**EXERCISE:** Reproduce the listing below in full and without alteration, apart from its pictures.

**RAW DATA:**

▽

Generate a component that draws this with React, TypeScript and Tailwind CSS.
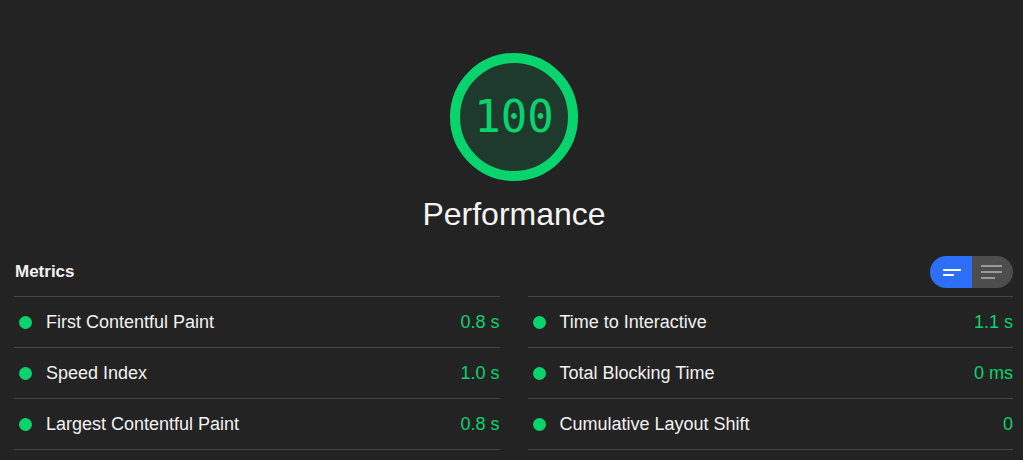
const METRICS_LEFT = [
  { label: 'First Contentful Paint', value: '0.8 s' },
  { label: 'Speed Index', value: '1.0 s' },
  { label: 'Largest Contentful Paint', value: '0.8 s' },
]

const METRICS_RIGHT = [
  { label: 'Time to Interactive', value: '1.1 s' },
  { label: 'Total Blocking Time', value: '0 ms' },
  { label: 'Cumulative Layout Shift', value: '0' },
]

function Gauge () {
  return (
    <div className="relative h-[128px] w-[128px]">
      <svg width="128" height="128" viewBox="0 0 128 128" className="absolute inset-0">
        <circle cx="64" cy="64" r="59" fill="#1e3a2d" stroke="#08d46d" strokeWidth="10" />
      </svg>
      <div className="absolute inset-0 flex items-center justify-center font-['DejaVu_Sans_Mono',monospace] text-[44px] text-[#08d46d] [font-variant-numeric:slashed-zero]">
        100
      </div>
    </div>
  )
}

function MetricColumn ({ rows }: { rows: { label: string; value: string }[] }) {
  return (
    <div className="flex flex-col border-b border-[#454545]">
      {rows.map((row) => (
        <div key={row.label} className="flex h-[51px] items-center border-t border-[#454545]">
          <span className="ml-[5px] h-[13px] w-[13px] shrink-0 rounded-full bg-[#08d46d]" />
          <span className="ml-[14px] flex-1 text-[18px] text-[#f2f2f2]">{row.label}</span>
          <span className="text-[18px] text-[#08d46d]">{row.value}</span>
        </div>
      ))}
    </div>
  )
}

export default function App () {
  return (
    <div className="h-[460px] w-full overflow-hidden bg-[#232323] font-['Liberation_Sans',Arial,sans-serif]">
      <div className="flex flex-col items-center pt-[53px] pl-[5px]">
        <Gauge />
        <div className="mt-[15px] text-[32px] leading-[37px] text-[#f5f5f5]">Performance</div>
      </div>

      <div className="pl-[14px] pr-[10px]">
        <div className="mt-[23px] mb-[8px] flex h-[32px] items-center justify-between">
          <span className="ml-px text-[17px] font-bold text-[#f2f2f2]">Metrics</span>
          <div className="flex h-[32px] w-[83px] overflow-hidden rounded-full">
            <div className="flex w-[42px] flex-col justify-center gap-[3px] bg-[#2d6ff7] pl-[13px]">
              <span className="h-[2px] w-[18px] bg-white" />
              <span className="h-[2px] w-[11px] bg-white" />
            </div>
            <div className="flex flex-1 flex-col justify-center gap-[4px] bg-[#4d4d4d] pl-[9px]">
              <span className="h-[2px] w-[21px] bg-[#999999]" />
              <span className="h-[2px] w-[21px] bg-[#999999]" />
              <span className="h-[2px] w-[14px] bg-[#999999]" />
            </div>
          </div>
        </div>

        <div className="grid grid-cols-2 gap-x-[28px]">
          <MetricColumn rows={METRICS_LEFT} />
          <MetricColumn rows={METRICS_RIGHT} />
        </div>
      </div>
    </div>
  )
}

△

**SOLUTION FOR THIS PROBLEM:**
Generate a component that draws this with React, TypeScript and Tailwind CSS.
const METRICS_LEFT = [
  { label: 'First Contentful Paint', value: '0.8 s' },
  { label: 'Speed Index', value: '1.0 s' },
  { label: 'Largest Contentful Paint', value: '0.8 s' },
]

const METRICS_RIGHT = [
  { label: 'Time to Interactive', value: '1.1 s' },
  { label: 'Total Blocking Time', value: '0 ms' },
  { label: 'Cumulative Layout Shift', value: '0' },
]

function Gauge () {
  return (
    <div className="relative h-[128px] w-[128px]">
      <svg width="128" height="128" viewBox="0 0 128 128" className="absolute inset-0">
        <circle cx="64" cy="64" r="59" fill="#1e3a2d" stroke="#08d46d" strokeWidth="10" />
      </svg>
      <div className="absolute inset-0 flex items-center justify-center font-['DejaVu_Sans_Mono',monospace] text-[44px] text-[#08d46d] [font-variant-numeric:slashed-zero]">
        100
      </div>
    </div>
  )
}

function MetricColumn ({ rows }: { rows: { label: string; value: string }[] }) {
  return (
    <div className="flex flex-col border-b border-[#454545]">
      {rows.map((row) => (
        <div key={row.label} className="flex h-[51px] items-center border-t border-[#454545]">
          <span className="ml-[5px] h-[13px] w-[13px] shrink-0 rounded-full bg-[#08d46d]" />
          <span className="ml-[14px] flex-1 text-[18px] text-[#f2f2f2]">{row.label}</span>
          <span className="text-[18px] text-[#08d46d]">{row.value}</span>
        </div>
      ))}
    </div>
  )
}

export default function App () {
  return (
    <div className="h-[460px] w-full overflow-hidden bg-[#232323] font-['Liberation_Sans',Arial,sans-serif]">
      <div className="flex flex-col items-center pt-[53px] pl-[5px]">
        <Gauge />
        <div className="mt-[15px] text-[32px] leading-[37px] text-[#f5f5f5]">Performance</div>
      </div>

      <div className="pl-[14px] pr-[10px]">
        <div className="mt-[23px] mb-[8px] flex h-[32px] items-center justify-between">
          <span className="ml-px text-[17px] font-bold text-[#f2f2f2]">Metrics</span>
          <div className="flex h-[32px] w-[83px] overflow-hidden rounded-full">
            <div className="flex w-[42px] flex-col justify-center gap-[3px] bg-[#2d6ff7] pl-[13px]">
              <span className="h-[2px] w-[18px] bg-white" />
              <span className="h-[2px] w-[11px] bg-white" />
            </div>
            <div className="flex flex-1 flex-col justify-center gap-[4px] bg-[#4d4d4d] pl-[9px]">
              <span className="h-[2px] w-[21px] bg-[#999999]" />
              <span className="h-[2px] w-[21px] bg-[#999999]" />
              <span className="h-[2px] w-[14px] bg-[#999999]" />
            </div>
          </div>
        </div>

        <div className="grid grid-cols-2 gap-x-[28px]">
          <MetricColumn rows={METRICS_LEFT} />
          <MetricColumn rows={METRICS_RIGHT} />
        </div>
      </div>
    </div>
  )
}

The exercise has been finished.